The aluminum-samarium work is being expanded to a larger range of binaries, including other aluminum-rare earth alloys. In general, those systems are expected to exhibit similar behaviors, though Napolitano warns that very subtle effects can dramatically tip the balance between different phases and growth structures. Very small energetic differences exist between the competing phases. Under high driving forces, these differences are often negligible and the kinetic pathways control the outcome. Even changes in chemical composition on the order of a percent or less can dramatically change the final state.
"This kind of study is only possible by bringing together many different approaches in theoretical condensed matter physics, materials science, computational thermodynamics, materials synthesis, and state-of-the-art characterization," Napolitano said. "There is no doubt that this work requires the full gamut of experimental and computational capability and a team of investigators with a broad range of expertise."
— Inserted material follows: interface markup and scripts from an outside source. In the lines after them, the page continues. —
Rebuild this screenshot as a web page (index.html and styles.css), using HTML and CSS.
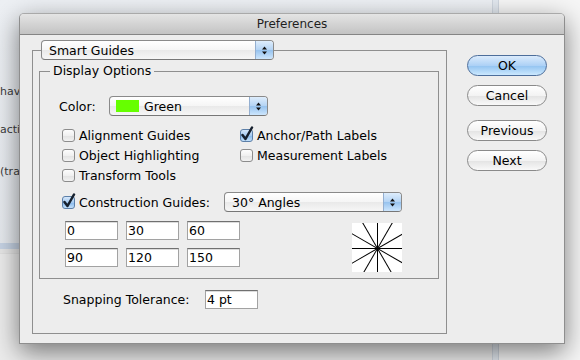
FILE: index.html
```html
<!DOCTYPE html>
<html lang="en">
  <head>
    <meta charset="UTF-8" />
    <meta name="viewport" content="width=device-width, initial-scale=1.0" />
    <title>Preferences</title>
    <link rel="stylesheet" href="styles.css">
  </head>
  <body>
    <div class="desktop">
      <div class="back-window">
        <p class="back-line line-1">havior</p>
        <p class="back-line line-2">active</p>
        <p class="back-line line-3">(transform)</p>
        <div class="back-band"></div>
        <div class="back-list"></div>
      </div>
      <div class="back-strip"></div>
      <div class="back-panel"></div>

      <div class="dialog">
        <div class="titlebar">Preferences</div>
        <div class="dialog-body">
          <fieldset class="group outer-group">
            <legend class="pane-legend">
              <div class="popup pane-popup">
                <span class="popup-text">Smart Guides</span>
                <span class="popup-arrows">
                  <svg width="7" height="11" viewBox="0 0 7 11"><path d="M3.5 1.5L6 4.5H1Z M3.5 9.5L6 6.5H1Z" /></svg>
                </span>
              </div>
            </legend>

            <fieldset class="group inner-group">
              <legend class="group-title">Display Options</legend>
              <div class="display-body">
                <div class="color-row">
                  <span class="field-label">Color:</span>
                  <div class="popup color-popup">
                    <span class="swatch"></span>
                    <span class="popup-text">Green</span>
                    <span class="popup-arrows">
                      <svg width="7" height="11" viewBox="0 0 7 11"><path d="M3.5 1.5L6 4.5H1Z M3.5 9.5L6 6.5H1Z" /></svg>
                    </span>
                  </div>
                </div>

                <div class="checks">
                  <label class="check"><span class="box"></span>Alignment Guides</label>
                  <label class="check"><span class="box checked"><svg class="tick" width="14" height="16" viewBox="0 0 14 16"><path d="M2.5 9L5.5 13L12 1.5" /></svg></span>Anchor/Path Labels</label>
                  <label class="check"><span class="box"></span>Object Highlighting</label>
                  <label class="check"><span class="box"></span>Measurement Labels</label>
                  <label class="check"><span class="box"></span>Transform Tools</label>
                </div>

                <div class="construction-row">
                  <label class="check construction-check"><span class="box checked"><svg class="tick" width="14" height="16" viewBox="0 0 14 16"><path d="M2.5 9L5.5 13L12 1.5" /></svg></span>Construction Guides:</label>
                  <div class="popup angle-popup">
                    <span class="popup-text">30° Angles</span>
                    <span class="popup-arrows">
                      <svg width="7" height="11" viewBox="0 0 7 11"><path d="M3.5 1.5L6 4.5H1Z M3.5 9.5L6 6.5H1Z" /></svg>
                    </span>
                  </div>
                </div>

                <div class="angles-row">
                  <div class="angle-fields">
                    <span class="text-field">0</span>
                    <span class="text-field">30</span>
                    <span class="text-field">60</span>
                    <span class="text-field">90</span>
                    <span class="text-field">120</span>
                    <span class="text-field">150</span>
                  </div>
                  <svg class="angle-preview" width="50" height="49" viewBox="0 0 50 49">
                    <rect width="50" height="49" fill="#fff" />
                    <g transform="translate(25.5 25.5)" stroke="#000" stroke-width="1">
                      <line x1="-40" y1="0" x2="40" y2="0" />
                      <line x1="0" y1="-40" x2="0" y2="40" />
                      <line x1="-40" y1="0" x2="40" y2="0" transform="rotate(30)" />
                      <line x1="-40" y1="0" x2="40" y2="0" transform="rotate(60)" />
                      <line x1="-40" y1="0" x2="40" y2="0" transform="rotate(120)" />
                      <line x1="-40" y1="0" x2="40" y2="0" transform="rotate(150)" />
                    </g>
                  </svg>
                </div>
              </div>
            </fieldset>

            <div class="snap-row">
              <span class="snap-label">Snapping Tolerance:</span>
              <span class="text-field">4 pt</span>
            </div>
          </fieldset>

          <div class="buttons">
            <div class="btn btn-default">OK</div>
            <div class="btn">Cancel</div>
            <div class="btn btn-gap">Previous</div>
            <div class="btn">Next</div>
          </div>
        </div>
      </div>
    </div>
  </body>
</html>
```

FILE: styles.css
```css
html,
body {
  font-family: "DejaVu Sans", Verdana, sans-serif;
}

body {
  margin: 0;
  font-size: 12.5px;
  color: #000;
  background: #e9edf2;
}

.desktop {
  position: relative;
  width: 580px;
  height: 360px;
  overflow: hidden;
}

/* windows behind the dialog */
.back-window {
  position: absolute;
  left: 0;
  top: 0;
  width: 492px;
  height: 360px;
  background: linear-gradient(#edf0f4, #e2e6eb);
}

.back-line {
  position: absolute;
  left: 0;
  margin: 0;
  font-size: 11px;
  color: #3c3c3c;
  white-space: nowrap;
}

.line-1 {
  top: 85px;
}

.line-2 {
  top: 123px;
}

.line-3 {
  top: 165px;
}

.back-band {
  position: absolute;
  left: 0;
  top: 243px;
  width: 100%;
  height: 6px;
  background: #c6d3e4;
}

.back-list {
  position: absolute;
  left: 0;
  top: 249px;
  width: 100%;
  height: 111px;
  border-top: 4px solid #e6e6e6;
  background: linear-gradient(#e0e0e0 0, #e0e0e0 1px, #ececec 1px);
}

.back-strip {
  position: absolute;
  left: 492px;
  top: 0;
  width: 5px;
  height: 360px;
  border-left: 1px solid #cfd6df;
  border-right: 1px solid #cfd6df;
  background: #e2e8ef;
}

.back-panel {
  position: absolute;
  left: 499px;
  top: 0;
  width: 81px;
  height: 360px;
  background: #f6f6f6;
}

/* dialog */
.dialog {
  position: absolute;
  left: 19px;
  top: 13px;
  width: 546px;
  height: 331px;
  box-sizing: border-box;
  border: 1px solid #8e8e8e;
  border-top-color: #a9a9a9;
  border-radius: 5px 5px 0 0;
  background: #ededed;
  box-shadow: 0 8px 26px rgba(0, 0, 0, 0.5);
}

.titlebar {
  height: 20px;
  line-height: 20px;
  border-bottom: 1px solid #858585;
  border-radius: 4px 4px 0 0;
  background: linear-gradient(#e4e4e4, #c3c3c3);
  text-align: center;
  font-size: 12px;
  color: #1e1e1e;
}

.dialog-body {
  display: flex;
  align-items: flex-start;
  padding: 5px 0 0 12px;
}

.group {
  margin: 0;
  padding: 0;
  min-width: 0;
  border: 1px solid #8f8f8f;
}

.outer-group {
  width: 415px;
  box-sizing: border-box;
  padding-bottom: 24px;
}

.pane-legend {
  margin-left: 8px;
  padding: 0;
}

.inner-group {
  width: 400px;
  box-sizing: border-box;
  margin: 3px 0 0 6px;
}

.group-title {
  margin-left: 10px;
  padding: 0 3px;
  line-height: 16px;
}

.display-body {
  padding: 17px 0 6px 19px;
}

/* popup menus */
.popup {
  display: flex;
  align-items: center;
  height: 20px;
  box-sizing: border-box;
  border: 1px solid #8a8a8a;
  border-bottom-color: #777;
  border-radius: 4px;
  background: linear-gradient(#ffffff, #f5f5f5 50%, #e9e9e9 51%, #f6f6f6);
  overflow: hidden;
}

.popup-text {
  flex: 1;
  padding-left: 7px;
  white-space: nowrap;
}

.popup-arrows {
  display: flex;
  align-items: center;
  justify-content: center;
  align-self: stretch;
  width: 17px;
  border-left: 1px solid #94afd0;
  background: linear-gradient(#deedfc, #b3d3f4 50%, #96c2ee 51%, #cde6fd);
}

.popup-arrows path {
  fill: #111;
}

.pane-popup {
  width: 233px;
}

.color-popup {
  width: 159px;
}

.angle-popup {
  width: 178px;
}

.swatch {
  width: 23px;
  height: 12px;
  margin-left: 6px;
  background: #66ff00;
}

.color-popup .popup-text {
  padding-left: 5px;
}

.color-row {
  display: flex;
  align-items: center;
}

.field-label {
  width: 50px;
}

/* checkboxes */
.checks {
  display: grid;
  grid-template-columns: 178px auto;
  grid-auto-rows: 20px;
  margin-top: 9px;
  padding-left: 3px;
}

.check {
  display: flex;
  align-items: center;
  gap: 4px;
  white-space: nowrap;
}

.box {
  position: relative;
  flex: none;
  width: 13px;
  height: 13px;
  box-sizing: border-box;
  border: 1px solid #8c8c8c;
  border-radius: 3px;
  background: linear-gradient(#fdfdfd, #f0f0f0 50%, #e2e2e2 51%, #f2f2f2);
}

.box.checked {
  border-color: #5c7fa8;
  background: linear-gradient(#d4e6fa, #a6cbf2 50%, #86b8ec 51%, #c2e0fb);
}

.tick {
  position: absolute;
  left: -1px;
  top: -4px;
}

.tick path {
  fill: none;
  stroke: #16202e;
  stroke-width: 2.5;
  stroke-linecap: round;
  stroke-linejoin: round;
}

.construction-row {
  display: flex;
  align-items: center;
  margin-top: 7px;
  padding-left: 3px;
}

.construction-check {
  width: 162px;
}

/* angle fields */
.angles-row {
  display: flex;
  justify-content: space-between;
  align-items: flex-start;
  width: 337px;
  margin-top: 9px;
  padding-left: 6px;
}

.angle-fields {
  display: grid;
  grid-template-columns: repeat(3, 53px);
  gap: 8px;
}

.text-field {
  display: block;
  height: 19px;
  box-sizing: border-box;
  padding-left: 1px;
  border: 1px solid #a2a2a2;
  border-top-color: #707070;
  background: #fff;
  box-shadow: inset 0 1px 0 #dcdcdc;
  line-height: 17px;
}

.angle-preview {
  display: block;
  margin-top: 2px;
}

.snap-row {
  display: flex;
  align-items: center;
  padding: 11px 0 0 30px;
}

.snap-label {
  width: 142px;
}

.snap-row .text-field {
  width: 53px;
}

/* buttons */
.buttons {
  display: flex;
  flex-direction: column;
  gap: 9px;
  width: 80px;
  margin: 15px 0 0 20px;
}

.btn {
  height: 21px;
  box-sizing: border-box;
  border: 1px solid #8a8a8a;
  border-radius: 11px;
  background: linear-gradient(#ffffff, #f3f3f3 50%, #e3e3e3 51%, #f9f9f9);
  text-align: center;
  line-height: 19px;
}

.btn-default {
  border-color: #4d6e9b;
  background: linear-gradient(#dbebfc, #add1f6 50%, #92c3f1 51%, #cbe8fe);
}

.btn-gap {
  margin-top: 5px;
}
```
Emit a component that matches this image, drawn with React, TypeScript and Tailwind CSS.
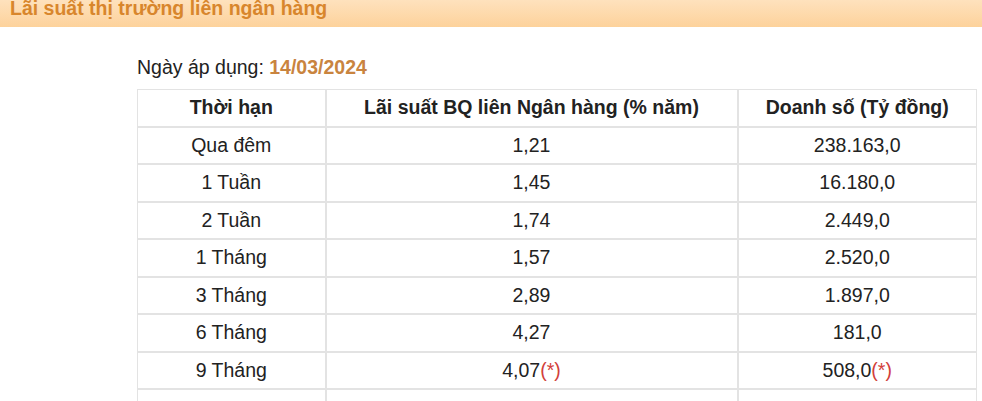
const rows = [
  { term: 'Qua đêm', rate: '1,21', volume: '238.163,0' },
  { term: '1 Tuần', rate: '1,45', volume: '16.180,0' },
  { term: '2 Tuần', rate: '1,74', volume: '2.449,0' },
  { term: '1 Tháng', rate: '1,57', volume: '2.520,0' },
  { term: '3 Tháng', rate: '2,89', volume: '1.897,0' },
  { term: '6 Tháng', rate: '4,27', volume: '181,0' },
  { term: '9 Tháng', rate: '4,07', volume: '508,0', note: true },
];

function Star() {
  return <span className="text-[#d2403a]">(*)</span>;
}

export default function App() {
  return (
    <div className="h-[401px] w-[982px] overflow-hidden bg-white font-['Liberation_Sans',Arial,sans-serif] text-[19.5px] text-[#222]">
      {/* Title bar */}
      <div className="h-[28px] bg-gradient-to-b from-[#fee2be] to-[#fdd29b] pl-[10px]">
        <h2 className="-mt-[1px] text-[19.5px] font-bold leading-[19px] text-[#d8862c]">
          Lãi suất thị trường liên ngân hàng
        </h2>
      </div>

      <div className="pl-[137px] pt-[28px]">
        <p className="mb-[10px] leading-[24px]">
          Ngày áp dụng: <span className="font-bold text-[#c9843f]">14/03/2024</span>
        </p>

        <table className="w-[839px] table-fixed border-collapse text-center">
          <colgroup>
            <col className="w-[188px]" />
            <col className="w-[412px]" />
            <col className="w-[239px]" />
          </colgroup>
          <thead>
            <tr className="h-[37px]">
              <th className="border-2 border-t border-l border-[#e3e3e3] font-bold">Thời hạn</th>
              <th className="border-2 border-t border-[#e3e3e3] font-bold">Lãi suất BQ liên Ngân hàng (% năm)</th>
              <th className="border-2 border-t border-r border-[#e3e3e3] font-bold">Doanh số (Tỷ đồng)</th>
            </tr>
          </thead>
          <tbody>
            {rows.map((r) => (
              <tr key={r.term} className="h-[37.5px]">
                <td className="border-2 border-l border-[#e3e3e3]">{r.term}</td>
                <td className="border-2 border-[#e3e3e3]">
                  {r.rate}
                  {r.note && <Star />}
                </td>
                <td className="border-2 border-r border-[#e3e3e3]">
                  {r.volume}
                  {r.note && <Star />}
                </td>
              </tr>
            ))}
            <tr className="h-[37.5px]">
              <td className="border-2 border-l border-[#e3e3e3]">&nbsp;</td>
              <td className="border-2 border-[#e3e3e3]">&nbsp;</td>
              <td className="border-2 border-r border-[#e3e3e3]">&nbsp;</td>
            </tr>
          </tbody>
        </table>
      </div>
    </div>
  );
}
To that end, the new electron microscopy equipment at Ames Laboratory's Sensitive Instrument Facility (SIF) will play a vital role. "It's important not only in terms of spatial resolution, but some of the in situ capabilities as well," he said. "Hot-stage transmission electron microscopy with atomic scale resolution will allow us to look at some of the early stage dynamics that really are watershed events that tend to send the material down a whole different trajectory. So absolutely, the SIF is critical to moving forward in this area."